:: Exercise requirements ::
Quote each line of the material verbatim, without the pictures.

^^^^^^^^

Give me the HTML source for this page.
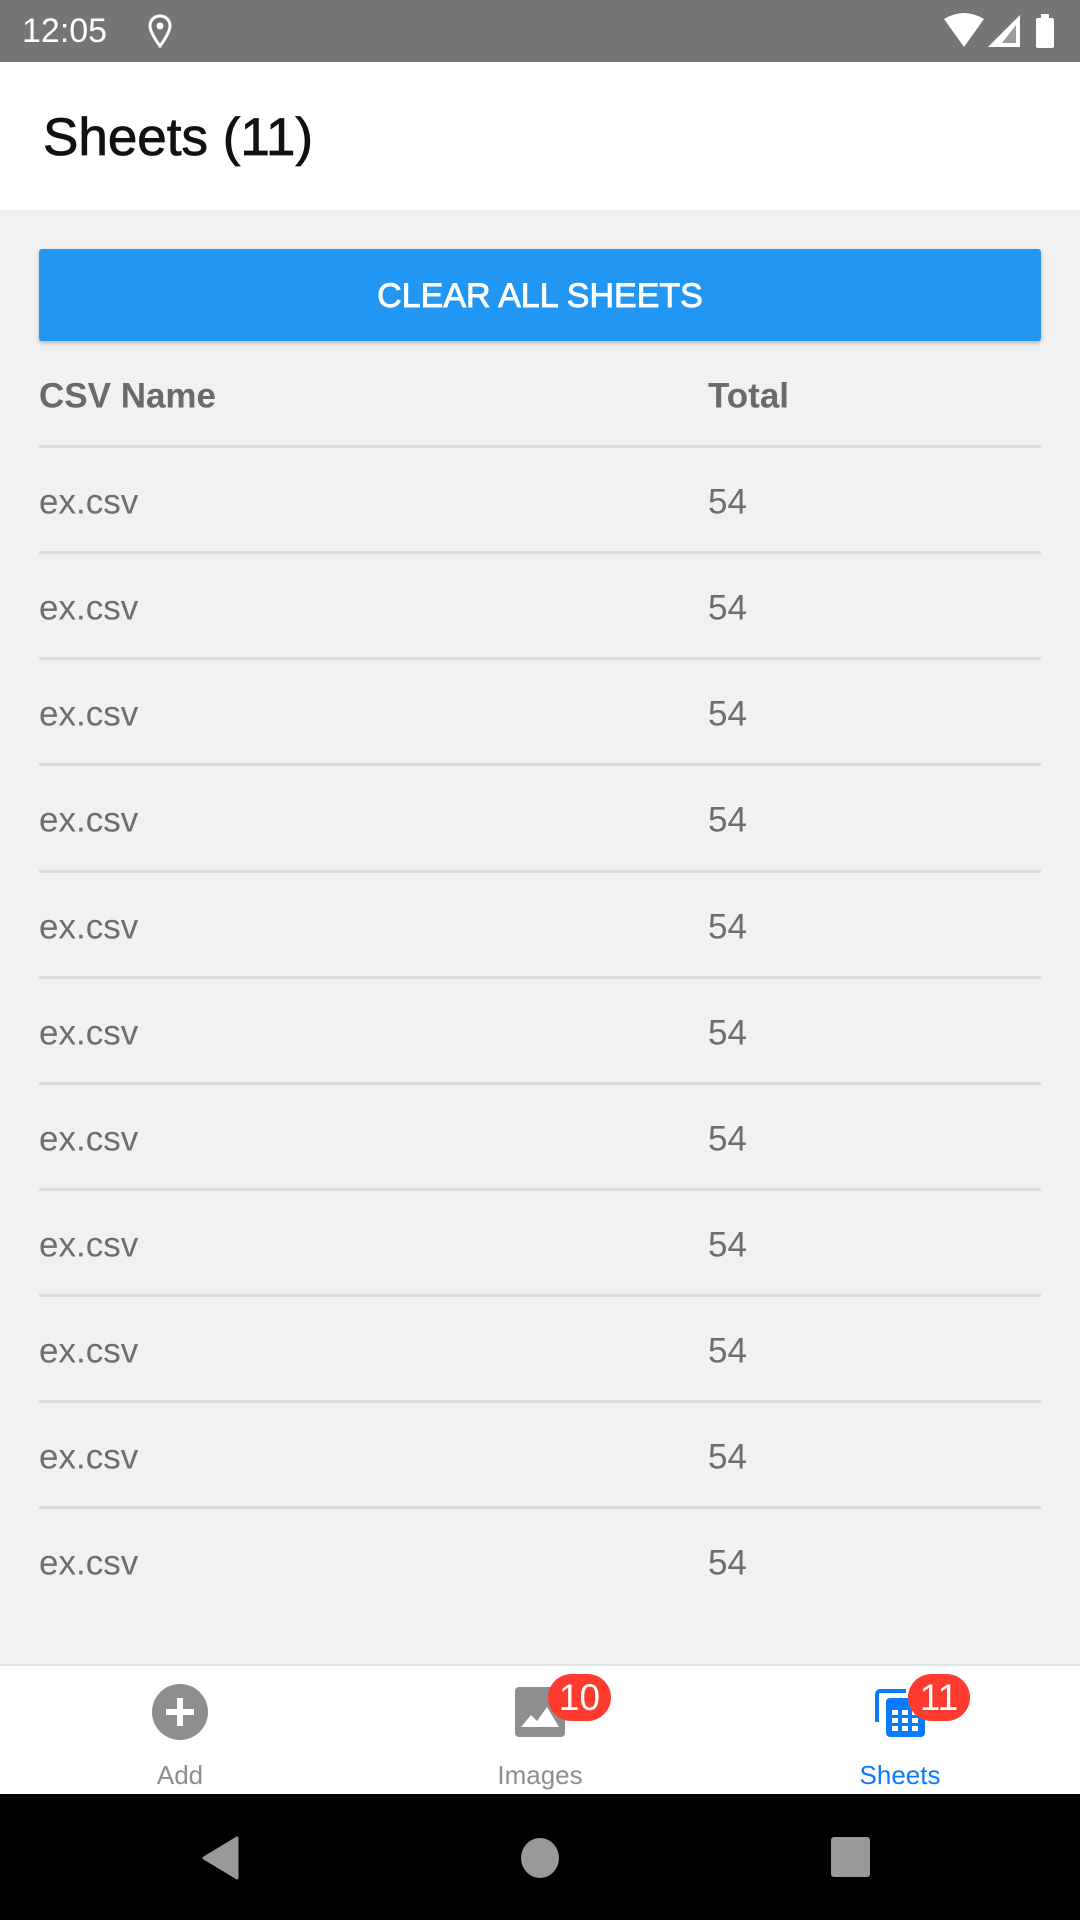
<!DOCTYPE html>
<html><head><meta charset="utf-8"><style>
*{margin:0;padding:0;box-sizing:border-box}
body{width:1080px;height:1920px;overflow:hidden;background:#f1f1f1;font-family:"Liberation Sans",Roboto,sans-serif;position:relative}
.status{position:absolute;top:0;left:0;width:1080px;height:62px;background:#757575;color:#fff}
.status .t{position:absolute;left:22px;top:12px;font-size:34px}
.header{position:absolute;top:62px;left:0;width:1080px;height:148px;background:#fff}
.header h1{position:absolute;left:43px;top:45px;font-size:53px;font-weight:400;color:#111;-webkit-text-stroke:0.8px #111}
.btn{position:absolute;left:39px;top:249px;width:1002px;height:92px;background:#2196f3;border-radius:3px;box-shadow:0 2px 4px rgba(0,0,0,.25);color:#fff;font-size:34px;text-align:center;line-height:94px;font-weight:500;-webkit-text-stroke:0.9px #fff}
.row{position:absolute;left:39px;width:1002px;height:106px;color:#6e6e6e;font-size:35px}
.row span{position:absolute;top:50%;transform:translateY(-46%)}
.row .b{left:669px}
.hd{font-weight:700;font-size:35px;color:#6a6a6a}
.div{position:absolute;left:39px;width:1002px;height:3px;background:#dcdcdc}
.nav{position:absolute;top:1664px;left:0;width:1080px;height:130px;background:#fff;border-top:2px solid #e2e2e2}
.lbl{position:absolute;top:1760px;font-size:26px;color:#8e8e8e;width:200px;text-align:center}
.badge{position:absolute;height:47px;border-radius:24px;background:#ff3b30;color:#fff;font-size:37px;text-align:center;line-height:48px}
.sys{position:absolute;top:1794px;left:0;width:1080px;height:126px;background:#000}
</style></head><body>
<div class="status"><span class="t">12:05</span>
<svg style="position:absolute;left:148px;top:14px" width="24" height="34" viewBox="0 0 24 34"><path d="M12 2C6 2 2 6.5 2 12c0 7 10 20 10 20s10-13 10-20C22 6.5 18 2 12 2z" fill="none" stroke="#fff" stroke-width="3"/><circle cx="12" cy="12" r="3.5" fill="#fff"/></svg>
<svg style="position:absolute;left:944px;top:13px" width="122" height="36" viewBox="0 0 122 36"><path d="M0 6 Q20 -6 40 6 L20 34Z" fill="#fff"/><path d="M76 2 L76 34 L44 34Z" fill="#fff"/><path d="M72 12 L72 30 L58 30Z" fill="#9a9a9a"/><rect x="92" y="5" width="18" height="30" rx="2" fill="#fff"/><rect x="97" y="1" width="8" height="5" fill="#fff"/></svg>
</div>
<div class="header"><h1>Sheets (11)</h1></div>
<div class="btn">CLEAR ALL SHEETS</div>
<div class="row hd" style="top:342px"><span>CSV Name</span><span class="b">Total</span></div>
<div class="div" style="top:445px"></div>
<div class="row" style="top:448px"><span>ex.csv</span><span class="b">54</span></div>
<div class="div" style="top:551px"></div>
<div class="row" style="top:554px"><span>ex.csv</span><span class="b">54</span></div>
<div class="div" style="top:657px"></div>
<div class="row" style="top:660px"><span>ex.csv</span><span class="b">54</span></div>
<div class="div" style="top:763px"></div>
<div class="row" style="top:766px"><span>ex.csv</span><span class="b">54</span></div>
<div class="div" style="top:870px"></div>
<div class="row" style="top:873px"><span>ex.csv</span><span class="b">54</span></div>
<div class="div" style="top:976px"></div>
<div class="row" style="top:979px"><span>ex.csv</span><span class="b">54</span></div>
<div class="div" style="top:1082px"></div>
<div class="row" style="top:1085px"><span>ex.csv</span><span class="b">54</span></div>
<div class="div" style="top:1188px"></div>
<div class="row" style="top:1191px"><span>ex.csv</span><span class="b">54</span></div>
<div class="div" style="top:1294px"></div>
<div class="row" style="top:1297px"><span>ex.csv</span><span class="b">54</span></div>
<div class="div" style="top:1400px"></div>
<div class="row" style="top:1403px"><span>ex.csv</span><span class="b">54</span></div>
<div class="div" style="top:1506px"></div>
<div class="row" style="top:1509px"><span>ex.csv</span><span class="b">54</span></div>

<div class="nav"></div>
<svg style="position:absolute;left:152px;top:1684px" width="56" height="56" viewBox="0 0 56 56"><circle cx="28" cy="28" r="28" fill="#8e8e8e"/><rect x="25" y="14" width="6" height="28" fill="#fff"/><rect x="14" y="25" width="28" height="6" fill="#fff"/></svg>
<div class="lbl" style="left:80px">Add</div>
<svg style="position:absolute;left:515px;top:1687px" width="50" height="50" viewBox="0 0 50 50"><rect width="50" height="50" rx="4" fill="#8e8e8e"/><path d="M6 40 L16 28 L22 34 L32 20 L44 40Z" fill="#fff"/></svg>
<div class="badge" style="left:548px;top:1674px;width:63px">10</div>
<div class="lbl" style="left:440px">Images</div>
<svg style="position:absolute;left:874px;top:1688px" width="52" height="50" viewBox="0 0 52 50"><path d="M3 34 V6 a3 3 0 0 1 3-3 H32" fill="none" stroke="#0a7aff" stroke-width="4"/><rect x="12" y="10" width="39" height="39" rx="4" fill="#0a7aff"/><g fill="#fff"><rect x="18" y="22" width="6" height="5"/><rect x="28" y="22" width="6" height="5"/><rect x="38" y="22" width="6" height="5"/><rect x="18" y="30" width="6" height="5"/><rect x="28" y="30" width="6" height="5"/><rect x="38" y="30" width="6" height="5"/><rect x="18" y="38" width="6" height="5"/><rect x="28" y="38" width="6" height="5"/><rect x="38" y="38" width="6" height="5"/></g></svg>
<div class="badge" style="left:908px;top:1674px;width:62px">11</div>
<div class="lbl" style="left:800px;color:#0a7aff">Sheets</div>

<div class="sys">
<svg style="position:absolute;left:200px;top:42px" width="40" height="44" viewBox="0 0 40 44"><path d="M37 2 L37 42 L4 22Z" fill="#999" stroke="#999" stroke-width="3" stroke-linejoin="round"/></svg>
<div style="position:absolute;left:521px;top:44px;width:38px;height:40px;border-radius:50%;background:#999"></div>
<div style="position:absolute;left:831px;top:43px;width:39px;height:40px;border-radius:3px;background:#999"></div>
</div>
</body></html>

^^^^^^^^

:: Finished answer ::
Give me the HTML source for this page.
<!DOCTYPE html>
<html><head><meta charset="utf-8"><style>
*{margin:0;padding:0;box-sizing:border-box}
body{width:1080px;height:1920px;overflow:hidden;background:#f1f1f1;font-family:"Liberation Sans",Roboto,sans-serif;position:relative}
.status{position:absolute;top:0;left:0;width:1080px;height:62px;background:#757575;color:#fff}
.status .t{position:absolute;left:22px;top:12px;font-size:34px}
.header{position:absolute;top:62px;left:0;width:1080px;height:148px;background:#fff}
.header h1{position:absolute;left:43px;top:45px;font-size:53px;font-weight:400;color:#111;-webkit-text-stroke:0.8px #111}
.btn{position:absolute;left:39px;top:249px;width:1002px;height:92px;background:#2196f3;border-radius:3px;box-shadow:0 2px 4px rgba(0,0,0,.25);color:#fff;font-size:34px;text-align:center;line-height:94px;font-weight:500;-webkit-text-stroke:0.9px #fff}
.row{position:absolute;left:39px;width:1002px;height:106px;color:#6e6e6e;font-size:35px}
.row span{position:absolute;top:50%;transform:translateY(-46%)}
.row .b{left:669px}
.hd{font-weight:700;font-size:35px;color:#6a6a6a}
.div{position:absolute;left:39px;width:1002px;height:3px;background:#dcdcdc}
.nav{position:absolute;top:1664px;left:0;width:1080px;height:130px;background:#fff;border-top:2px solid #e2e2e2}
.lbl{position:absolute;top:1760px;font-size:26px;color:#8e8e8e;width:200px;text-align:center}
.badge{position:absolute;height:47px;border-radius:24px;background:#ff3b30;color:#fff;font-size:37px;text-align:center;line-height:48px}
.sys{position:absolute;top:1794px;left:0;width:1080px;height:126px;background:#000}
</style></head><body>
<div class="status"><span class="t">12:05</span>
<svg style="position:absolute;left:148px;top:14px" width="24" height="34" viewBox="0 0 24 34"><path d="M12 2C6 2 2 6.5 2 12c0 7 10 20 10 20s10-13 10-20C22 6.5 18 2 12 2z" fill="none" stroke="#fff" stroke-width="3"/><circle cx="12" cy="12" r="3.5" fill="#fff"/></svg>
<svg style="position:absolute;left:944px;top:13px" width="122" height="36" viewBox="0 0 122 36"><path d="M0 6 Q20 -6 40 6 L20 34Z" fill="#fff"/><path d="M76 2 L76 34 L44 34Z" fill="#fff"/><path d="M72 12 L72 30 L58 30Z" fill="#9a9a9a"/><rect x="92" y="5" width="18" height="30" rx="2" fill="#fff"/><rect x="97" y="1" width="8" height="5" fill="#fff"/></svg>
</div>
<div class="header"><h1>Sheets (11)</h1></div>
<div class="btn">CLEAR ALL SHEETS</div>
<div class="row hd" style="top:342px"><span>CSV Name</span><span class="b">Total</span></div>
<div class="div" style="top:445px"></div>
<div class="row" style="top:448px"><span>ex.csv</span><span class="b">54</span></div>
<div class="div" style="top:551px"></div>
<div class="row" style="top:554px"><span>ex.csv</span><span class="b">54</span></div>
<div class="div" style="top:657px"></div>
<div class="row" style="top:660px"><span>ex.csv</span><span class="b">54</span></div>
<div class="div" style="top:763px"></div>
<div class="row" style="top:766px"><span>ex.csv</span><span class="b">54</span></div>
<div class="div" style="top:870px"></div>
<div class="row" style="top:873px"><span>ex.csv</span><span class="b">54</span></div>
<div class="div" style="top:976px"></div>
<div class="row" style="top:979px"><span>ex.csv</span><span class="b">54</span></div>
<div class="div" style="top:1082px"></div>
<div class="row" style="top:1085px"><span>ex.csv</span><span class="b">54</span></div>
<div class="div" style="top:1188px"></div>
<div class="row" style="top:1191px"><span>ex.csv</span><span class="b">54</span></div>
<div class="div" style="top:1294px"></div>
<div class="row" style="top:1297px"><span>ex.csv</span><span class="b">54</span></div>
<div class="div" style="top:1400px"></div>
<div class="row" style="top:1403px"><span>ex.csv</span><span class="b">54</span></div>
<div class="div" style="top:1506px"></div>
<div class="row" style="top:1509px"><span>ex.csv</span><span class="b">54</span></div>

<div class="nav"></div>
<svg style="position:absolute;left:152px;top:1684px" width="56" height="56" viewBox="0 0 56 56"><circle cx="28" cy="28" r="28" fill="#8e8e8e"/><rect x="25" y="14" width="6" height="28" fill="#fff"/><rect x="14" y="25" width="28" height="6" fill="#fff"/></svg>
<div class="lbl" style="left:80px">Add</div>
<svg style="position:absolute;left:515px;top:1687px" width="50" height="50" viewBox="0 0 50 50"><rect width="50" height="50" rx="4" fill="#8e8e8e"/><path d="M6 40 L16 28 L22 34 L32 20 L44 40Z" fill="#fff"/></svg>
<div class="badge" style="left:548px;top:1674px;width:63px">10</div>
<div class="lbl" style="left:440px">Images</div>
<svg style="position:absolute;left:874px;top:1688px" width="52" height="50" viewBox="0 0 52 50"><path d="M3 34 V6 a3 3 0 0 1 3-3 H32" fill="none" stroke="#0a7aff" stroke-width="4"/><rect x="12" y="10" width="39" height="39" rx="4" fill="#0a7aff"/><g fill="#fff"><rect x="18" y="22" width="6" height="5"/><rect x="28" y="22" width="6" height="5"/><rect x="38" y="22" width="6" height="5"/><rect x="18" y="30" width="6" height="5"/><rect x="28" y="30" width="6" height="5"/><rect x="38" y="30" width="6" height="5"/><rect x="18" y="38" width="6" height="5"/><rect x="28" y="38" width="6" height="5"/><rect x="38" y="38" width="6" height="5"/></g></svg>
<div class="badge" style="left:908px;top:1674px;width:62px">11</div>
<div class="lbl" style="left:800px;color:#0a7aff">Sheets</div>

<div class="sys">
<svg style="position:absolute;left:200px;top:42px" width="40" height="44" viewBox="0 0 40 44"><path d="M37 2 L37 42 L4 22Z" fill="#999" stroke="#999" stroke-width="3" stroke-linejoin="round"/></svg>
<div style="position:absolute;left:521px;top:44px;width:38px;height:40px;border-radius:50%;background:#999"></div>
<div style="position:absolute;left:831px;top:43px;width:39px;height:40px;border-radius:3px;background:#999"></div>
</div>
</body></html>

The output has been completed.